Rwanda’s economic collapse weakened the regime and thus encouraged the manipulation of the ethnic divide to regain majority support. Exporting coffee was the main source of income, and when coffee prices fell, the Rwandan elite had to depend on foreign aid. Such was the International Monetary Fund (IMF), whose strict financial reforms and Rwandan franc devaluation in 1990 led to further economic collapse, generating problems for an already weak government – and along with military threats from the RPF and dissent from Hutu extremists, support for the Habyarimana Regime weakened (Robbins, 271). As a result, Habyarimana turned to “exacerbating simmering ethnic tensions” to gain back the hearts and minds of the Hutu majority, further worsening the ethnic divide (Chossudovsky, 938). However, this cause can be partially attributed to Rwanda’s Belgian colonizers, who transformed Rwanda’s economy to exporting crops, precipitating the economic causes of the conflict (Jean). The economic collapse weakened Habyarimana’s regime, pushing him to manipulate the historical ethnic enmities that sparked the conflict.

International peacekeeping failures, both a cause and a consequence of the Rwandan conflict, hastened the genocide and contributed to the decline of UN credibility. As a consequence of the withdrawal of most UN troops from Rwanda amidst the crisis, many Tutsis and moderate Hutus were left to certain death. The most notable reason explaining the lack of peacekeeping in Rwanda was that many nations, although aware of the looming genocide, considered the tensions as just tribal warfare. Consequently, this flawed belief assured that military intervention was not necessary and that “the core states could distance themselves from the conflict” (Robbins, 272). France, a permanent member on the Security Council supported Habyrarimana’s regime, while the USA supported the opposition; the split in interests further led to the disorganized and ones-sided ‘peacekeeping’ operations. The fear to directly intervene was also upheld by American demands to save money, and the unanimous Security Council vote to pull out of Rwanda, pressured by Belgian delegates, highlighted the core states’ selfish attitude towards a conflict hastened by their own foreign policies (Shah). It is probable that had the international community acted upon the urgency of the situation, the immediate violence could have been prevented.
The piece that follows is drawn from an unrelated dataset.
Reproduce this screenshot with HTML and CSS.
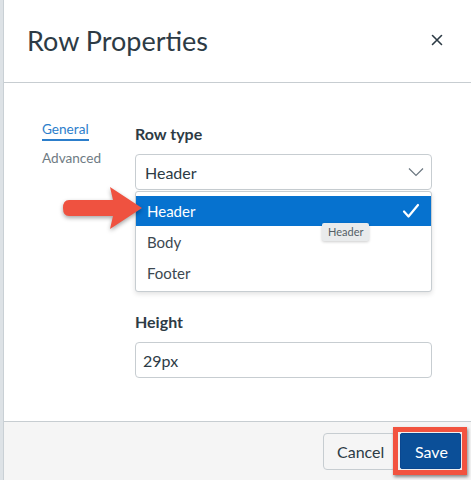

Although the UN later accepted full responsibility for its inability to prevent the genocide, this failure can be attributed to mainly the core states, whose collective decision to place self-interests over the genocide contributed to both the worsening of the genocide and the UN reputation plunge.

The Rwandan Genocide of 1994, the end of ethnic conflict between the Hutus and Tutsis resulted in regional socio-economic damage. The genocide was a direct consequence of the long-term racial discrimination harbored by colonialism and triggered by the immediate Habyarimana assassination; the intensity of the murders can be attributed to the short-term hatred rekindled by Habyarimana’s regime as a result of political and economic struggles. In addition to the psychological trauma and grief most of the population experienced as a direct result of the genocide, counterinsurgencies in both Rwanda and neighboring countries further heightened a climate of mutual distrust (Wesley). When the RPF drove Hutu extremists out of Rwanda in July 1994, Hutu radicals instead fled to neighboring countries (Tanzania, Burundi etc.), where constant power struggles increased political instability (Wesley). Particularly in Congo, the dictatorship fell to the Interhamwe disguised as refugees, and conflicts between Congolese Tutsi and the Hutu-sympathetic government accelerated the Rwanda-Ugandan conflict in 1998 and later a regional war over natural resources in Congo (Stanford Institute for International Studies, 62). The genocide also resulted in drastic economic consequences; as a result of war spending as well government corruption, Rwandan GDP declined more than 40% in 1994, the culmination of five years of civil war, with no sufficient export good to rebuild the economy (Ministry of Finance and Economic Planning, 8). The socio-economic consequences of the conflict, although seemingly short-term repercussions, still scar the developing country today.

The Rwandan conflict resulted in both international and regional jurisdiction as well as political reform. Despite UN failure to prevent the genocide, international effort came together when the International Criminal Tribunal for Rwanda (ICTR) held trials for those found guilty. The establishment was successfully convicted prominent figures, including former Rwandan Prime Minister Jean Kambanda, an accomplishment which would not have surpassed domestic courts. However, the ICTR was criticized as a result of the same reason; it did not have the capacity to convict all perpetrators (Stanford Institute for International Studies, 63). In comparison, the traditional system, the Gacaca, was a “citizen-based approach” which, “supported by the prisoners themselves as fair and appropriate”, restored relationships between criminals and victims at the local level (Shah). Although the ICTR trials were not without success, its inability to settle all crimes highlights the limitations of international jurisdiction as opposed to regional jurisdiction. After the genocide was understood as a result of Habyarimana’s autocratic government, domestic political reforms were also made. After RPF took over the government, the Government of National Unity (GNU) and the Transitional National Assembly (TNA), democratic institutions, were formed to combat the previously dictatorial regime, ensuring that political struggle for a single-party leadership would ignite another conflict. The Constitution formed in 2003 introduced the separation of powers between the three branches of federal government, further preventing abuses of executive privilege, a problem previously rampant in Habyarimana’s regime (Ministry of Finance and Economic Planning, 8).

Struggles for power were not pacified but intensified after freedom from colonization, eventually leading to the genocide. However, although it ended over 15 years ago, danger from extremists is still imminent in many parts of the region. In conclusion, it was colonialism that established the Hutu-Tutsi differences, tensions that were to act as the determinant of later struggles; the conflict – and the concluding genocide, resulted in most notably regional social and economic damage, a long-term consequence that strongly impacted not just Rwandans but the international community.